For the past three months, Congressmember Gregory Meeks’ congressional office on Jamaica Avenue has closed at noon every Wednesday.
However, the closure has not meant an early end to the workday, but instead an opportunity where constituents in danger of losing their homes to foreclosure can receive free advice and counseling from professionals.
Meeks has collaborated with the Consortium for Workers Education (CWE) and financial advisers at Money Match Corporation because the southeast Queens area that Meeks represents has been called the epicenter of the foreclosure crisis with thousands of foreclosure filings devastating the region’s residents.
Since the free program began, Money Match Corporation has met with 153 constituents, and they have already saved 23 people from going into foreclosure immediately, according to Money Match Corporation President David Aviles.

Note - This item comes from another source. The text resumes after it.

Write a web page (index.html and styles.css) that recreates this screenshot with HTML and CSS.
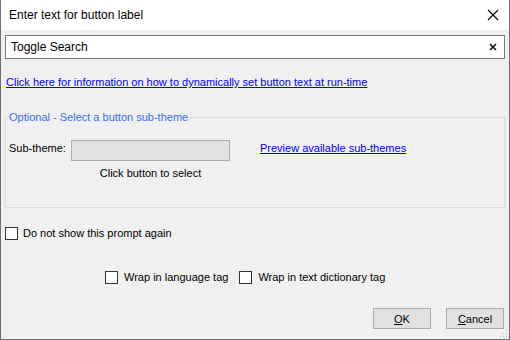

“Besides saving their homes we are putting them into budget and credit classes so they understand finance a little bit more and are more aware of what is going on,” Aviles said.
Springfield Gardens resident Lynnette Velasco, 58, was one of a half dozen residents in southeast Queens who shared their foreclosure nightmares at a press conference on Monday, February 9 at Meeks’ office.
“One of the things about southeast Queens is that it a bastion of African-American homeownership,” Velasco, 58, who was a victim of a national scam that the FBI ultimately stopped. “Should we lose that, I think it would be significant politically, significant socially and it would be devastating culturally.”
Meanwhile, Meeks delivered a strong message to the banks – many of whom are receiving some of the $50 to $80 billion in Trouble Asset Relief Program (TARP) funding from the federal government.
“To those banks who are working cooperatively with us, I want to say thank you,” Meeks said. “To those banks working cooperatively with us, I’m saying we’re coming after you.”
Meeks also said that if the institutions were looking for more help, they had better be ready to reciprocate.
“As you are looking to get more taxpayer money to help bail you out, we’re going to make sure you don’t have access to that money if you don’t also help bail these people out,” Meeks said.
Although Meeks said that single mothers and senior citizens are predominantly the ones who have come into his office to take advantage of the services, it is open to everyone even if they live outside of his congressional district. Meeks and CWE officials also urged those who think they may be a victim of a subprime mortgage not to wait before seeking out help.
“We’ll continue this program as long as we can, as long as it’s necessary to make sure that the hardworking people of the district keep their homes,” said Joseph McDermott, President of CWE.